### [DESCRIPTION OF THE TASK]
For this exercise, copy out each line of the material below that includes "components".

******

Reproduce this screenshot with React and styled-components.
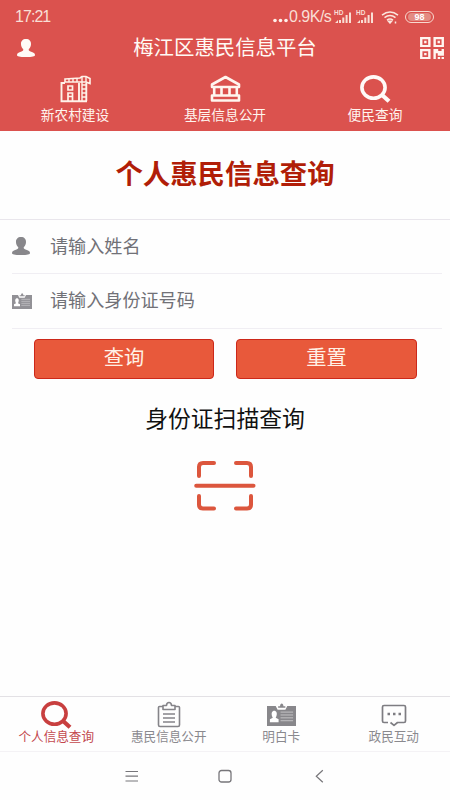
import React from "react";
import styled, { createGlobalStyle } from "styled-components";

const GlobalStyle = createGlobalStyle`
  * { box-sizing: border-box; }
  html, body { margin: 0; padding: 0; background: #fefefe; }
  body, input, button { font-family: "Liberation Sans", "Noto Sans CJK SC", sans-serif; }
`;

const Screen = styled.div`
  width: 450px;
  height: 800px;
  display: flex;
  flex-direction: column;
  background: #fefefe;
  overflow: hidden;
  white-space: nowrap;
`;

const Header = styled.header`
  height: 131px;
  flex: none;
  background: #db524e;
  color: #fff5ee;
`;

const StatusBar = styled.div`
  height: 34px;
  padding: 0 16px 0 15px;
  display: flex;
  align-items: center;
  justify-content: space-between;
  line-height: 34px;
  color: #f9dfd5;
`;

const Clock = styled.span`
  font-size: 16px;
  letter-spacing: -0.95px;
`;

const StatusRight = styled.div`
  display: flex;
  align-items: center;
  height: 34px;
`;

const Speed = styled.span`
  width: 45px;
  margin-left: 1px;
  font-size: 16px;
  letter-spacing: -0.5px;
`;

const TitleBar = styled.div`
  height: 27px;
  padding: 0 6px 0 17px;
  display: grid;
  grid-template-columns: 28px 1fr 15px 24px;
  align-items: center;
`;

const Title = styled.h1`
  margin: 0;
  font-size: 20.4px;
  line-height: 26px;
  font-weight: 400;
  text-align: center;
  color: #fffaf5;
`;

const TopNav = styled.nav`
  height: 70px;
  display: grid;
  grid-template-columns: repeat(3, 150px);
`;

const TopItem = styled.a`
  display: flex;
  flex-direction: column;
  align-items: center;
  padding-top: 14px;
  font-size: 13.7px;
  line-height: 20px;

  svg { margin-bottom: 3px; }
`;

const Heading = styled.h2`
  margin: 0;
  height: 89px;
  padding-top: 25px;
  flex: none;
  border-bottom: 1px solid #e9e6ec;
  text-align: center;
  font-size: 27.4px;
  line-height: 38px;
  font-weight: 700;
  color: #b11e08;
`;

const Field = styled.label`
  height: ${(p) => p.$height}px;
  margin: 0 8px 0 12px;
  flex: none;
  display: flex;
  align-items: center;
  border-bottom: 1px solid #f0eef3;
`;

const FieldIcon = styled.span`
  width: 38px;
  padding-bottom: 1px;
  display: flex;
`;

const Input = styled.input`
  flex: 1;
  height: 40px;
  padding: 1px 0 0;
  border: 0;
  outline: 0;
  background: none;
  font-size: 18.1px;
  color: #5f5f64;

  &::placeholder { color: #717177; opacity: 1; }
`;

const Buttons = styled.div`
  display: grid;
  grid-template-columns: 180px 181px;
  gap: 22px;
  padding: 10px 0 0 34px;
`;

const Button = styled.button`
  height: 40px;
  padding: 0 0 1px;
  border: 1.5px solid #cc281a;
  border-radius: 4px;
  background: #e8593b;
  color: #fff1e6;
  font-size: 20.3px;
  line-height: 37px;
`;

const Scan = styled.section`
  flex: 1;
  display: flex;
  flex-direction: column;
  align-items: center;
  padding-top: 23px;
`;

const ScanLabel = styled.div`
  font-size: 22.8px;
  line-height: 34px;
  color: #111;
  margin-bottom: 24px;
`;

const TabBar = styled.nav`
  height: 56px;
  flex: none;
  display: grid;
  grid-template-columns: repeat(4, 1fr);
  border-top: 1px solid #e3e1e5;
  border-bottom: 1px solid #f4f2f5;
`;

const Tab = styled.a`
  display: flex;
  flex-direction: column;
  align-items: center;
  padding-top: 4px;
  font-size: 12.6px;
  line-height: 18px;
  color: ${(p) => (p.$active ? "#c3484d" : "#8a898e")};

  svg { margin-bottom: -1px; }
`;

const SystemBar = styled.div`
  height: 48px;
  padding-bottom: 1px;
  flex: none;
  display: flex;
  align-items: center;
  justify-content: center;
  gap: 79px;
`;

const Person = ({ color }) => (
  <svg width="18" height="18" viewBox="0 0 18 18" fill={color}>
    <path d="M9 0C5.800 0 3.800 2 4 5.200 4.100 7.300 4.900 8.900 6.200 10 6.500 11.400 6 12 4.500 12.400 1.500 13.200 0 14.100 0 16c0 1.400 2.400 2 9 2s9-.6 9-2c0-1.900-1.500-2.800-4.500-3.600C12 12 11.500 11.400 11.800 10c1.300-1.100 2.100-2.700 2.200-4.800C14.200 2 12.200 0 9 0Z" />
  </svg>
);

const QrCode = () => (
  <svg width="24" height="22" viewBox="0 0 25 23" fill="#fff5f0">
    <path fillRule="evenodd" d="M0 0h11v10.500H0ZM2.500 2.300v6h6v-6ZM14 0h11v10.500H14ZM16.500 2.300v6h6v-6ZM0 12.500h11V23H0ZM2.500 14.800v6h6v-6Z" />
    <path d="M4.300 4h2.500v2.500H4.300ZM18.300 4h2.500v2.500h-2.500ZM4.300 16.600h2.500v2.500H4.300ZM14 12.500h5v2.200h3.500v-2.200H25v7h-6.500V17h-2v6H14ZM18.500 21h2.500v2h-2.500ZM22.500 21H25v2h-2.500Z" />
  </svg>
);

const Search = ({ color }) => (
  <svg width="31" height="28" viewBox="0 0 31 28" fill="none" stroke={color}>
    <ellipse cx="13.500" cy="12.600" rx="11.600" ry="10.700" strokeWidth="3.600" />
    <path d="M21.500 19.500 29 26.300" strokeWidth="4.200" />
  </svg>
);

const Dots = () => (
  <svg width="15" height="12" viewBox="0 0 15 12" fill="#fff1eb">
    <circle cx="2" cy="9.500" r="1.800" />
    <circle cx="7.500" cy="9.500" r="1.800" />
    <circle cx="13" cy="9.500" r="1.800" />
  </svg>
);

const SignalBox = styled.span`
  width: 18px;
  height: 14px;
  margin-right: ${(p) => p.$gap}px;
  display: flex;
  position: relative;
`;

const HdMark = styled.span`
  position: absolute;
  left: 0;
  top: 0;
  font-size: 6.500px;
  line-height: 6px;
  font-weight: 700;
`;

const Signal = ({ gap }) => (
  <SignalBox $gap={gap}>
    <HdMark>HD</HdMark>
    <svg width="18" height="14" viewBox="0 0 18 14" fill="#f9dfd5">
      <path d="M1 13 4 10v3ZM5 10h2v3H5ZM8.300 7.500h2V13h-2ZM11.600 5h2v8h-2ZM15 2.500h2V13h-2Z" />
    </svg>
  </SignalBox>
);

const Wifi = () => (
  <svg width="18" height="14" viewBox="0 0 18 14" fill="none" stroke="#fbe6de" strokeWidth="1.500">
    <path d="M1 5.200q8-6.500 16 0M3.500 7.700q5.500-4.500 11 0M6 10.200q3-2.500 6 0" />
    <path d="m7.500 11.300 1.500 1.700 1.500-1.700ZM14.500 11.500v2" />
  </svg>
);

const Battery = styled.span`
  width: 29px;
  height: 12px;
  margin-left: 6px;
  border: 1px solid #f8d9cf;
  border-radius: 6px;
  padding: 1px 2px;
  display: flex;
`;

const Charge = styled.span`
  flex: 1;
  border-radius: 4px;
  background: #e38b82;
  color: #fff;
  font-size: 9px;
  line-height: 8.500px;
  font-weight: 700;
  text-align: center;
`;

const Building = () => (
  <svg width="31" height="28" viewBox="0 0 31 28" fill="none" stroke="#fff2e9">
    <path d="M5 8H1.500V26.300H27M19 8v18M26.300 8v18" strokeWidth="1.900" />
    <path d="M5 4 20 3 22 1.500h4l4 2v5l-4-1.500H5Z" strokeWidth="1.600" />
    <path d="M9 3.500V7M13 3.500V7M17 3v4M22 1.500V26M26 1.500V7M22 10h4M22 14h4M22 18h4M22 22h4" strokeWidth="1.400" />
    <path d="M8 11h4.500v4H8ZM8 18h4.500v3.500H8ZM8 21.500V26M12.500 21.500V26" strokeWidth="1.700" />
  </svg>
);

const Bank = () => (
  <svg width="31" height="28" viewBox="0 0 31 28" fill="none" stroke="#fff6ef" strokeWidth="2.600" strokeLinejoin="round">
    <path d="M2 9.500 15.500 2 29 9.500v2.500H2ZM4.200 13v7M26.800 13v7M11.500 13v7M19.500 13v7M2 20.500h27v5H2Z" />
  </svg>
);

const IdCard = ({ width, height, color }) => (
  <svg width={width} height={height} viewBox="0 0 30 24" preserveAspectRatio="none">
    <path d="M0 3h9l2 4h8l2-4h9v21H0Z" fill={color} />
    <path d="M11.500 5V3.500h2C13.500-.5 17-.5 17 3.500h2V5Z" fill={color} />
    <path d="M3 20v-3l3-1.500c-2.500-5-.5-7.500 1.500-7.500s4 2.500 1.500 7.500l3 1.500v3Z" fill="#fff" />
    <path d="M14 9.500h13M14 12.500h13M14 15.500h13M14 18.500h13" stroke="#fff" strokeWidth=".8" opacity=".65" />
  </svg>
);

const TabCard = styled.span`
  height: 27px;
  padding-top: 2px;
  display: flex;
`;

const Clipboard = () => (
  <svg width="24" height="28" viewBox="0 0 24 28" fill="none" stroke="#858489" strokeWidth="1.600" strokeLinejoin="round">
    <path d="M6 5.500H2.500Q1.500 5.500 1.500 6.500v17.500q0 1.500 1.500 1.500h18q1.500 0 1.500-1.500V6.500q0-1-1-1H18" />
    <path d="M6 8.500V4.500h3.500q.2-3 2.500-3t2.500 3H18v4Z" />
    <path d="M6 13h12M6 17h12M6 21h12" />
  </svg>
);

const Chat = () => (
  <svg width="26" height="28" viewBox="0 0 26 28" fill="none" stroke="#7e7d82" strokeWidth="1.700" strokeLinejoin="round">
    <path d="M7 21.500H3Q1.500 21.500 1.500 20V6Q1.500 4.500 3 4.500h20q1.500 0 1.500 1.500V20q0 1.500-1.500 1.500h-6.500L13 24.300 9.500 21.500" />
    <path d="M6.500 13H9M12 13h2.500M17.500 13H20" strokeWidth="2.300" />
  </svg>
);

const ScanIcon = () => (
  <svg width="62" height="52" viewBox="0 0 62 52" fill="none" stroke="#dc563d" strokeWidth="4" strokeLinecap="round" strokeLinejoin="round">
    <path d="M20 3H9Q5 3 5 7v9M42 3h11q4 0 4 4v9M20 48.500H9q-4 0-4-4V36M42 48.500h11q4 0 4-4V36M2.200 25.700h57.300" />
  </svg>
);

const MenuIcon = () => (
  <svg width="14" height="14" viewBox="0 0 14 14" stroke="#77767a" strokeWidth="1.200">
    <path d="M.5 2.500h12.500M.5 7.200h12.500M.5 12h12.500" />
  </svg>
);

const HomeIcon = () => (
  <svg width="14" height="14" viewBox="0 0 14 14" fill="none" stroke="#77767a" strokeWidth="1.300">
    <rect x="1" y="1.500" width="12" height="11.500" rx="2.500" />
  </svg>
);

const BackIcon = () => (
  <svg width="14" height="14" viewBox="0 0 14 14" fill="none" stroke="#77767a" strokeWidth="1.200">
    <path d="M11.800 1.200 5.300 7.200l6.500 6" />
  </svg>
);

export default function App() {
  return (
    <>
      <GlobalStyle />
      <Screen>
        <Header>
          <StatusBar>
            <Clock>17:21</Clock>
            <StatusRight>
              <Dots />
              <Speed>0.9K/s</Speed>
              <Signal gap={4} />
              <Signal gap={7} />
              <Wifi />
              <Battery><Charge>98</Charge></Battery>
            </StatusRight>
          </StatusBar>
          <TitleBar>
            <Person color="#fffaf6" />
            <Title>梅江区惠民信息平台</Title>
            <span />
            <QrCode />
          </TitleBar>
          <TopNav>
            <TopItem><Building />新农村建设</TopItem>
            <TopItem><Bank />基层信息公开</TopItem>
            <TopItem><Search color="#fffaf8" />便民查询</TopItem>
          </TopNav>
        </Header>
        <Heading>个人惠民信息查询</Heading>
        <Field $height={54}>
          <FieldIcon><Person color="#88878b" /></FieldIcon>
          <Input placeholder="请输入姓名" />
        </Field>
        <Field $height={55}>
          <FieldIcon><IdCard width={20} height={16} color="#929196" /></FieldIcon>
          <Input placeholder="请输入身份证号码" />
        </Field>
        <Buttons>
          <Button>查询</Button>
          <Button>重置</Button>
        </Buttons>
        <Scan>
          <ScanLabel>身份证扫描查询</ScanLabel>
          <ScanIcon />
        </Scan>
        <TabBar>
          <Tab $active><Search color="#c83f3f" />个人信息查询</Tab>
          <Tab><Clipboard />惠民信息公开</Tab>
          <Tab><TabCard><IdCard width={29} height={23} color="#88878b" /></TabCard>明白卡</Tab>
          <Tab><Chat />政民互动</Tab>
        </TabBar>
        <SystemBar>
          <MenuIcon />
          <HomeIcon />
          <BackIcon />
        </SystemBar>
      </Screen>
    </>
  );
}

******

### [WRITTEN ANSWER]
Reproduce this screenshot with React and styled-components.
import styled, { createGlobalStyle } from "styled-components";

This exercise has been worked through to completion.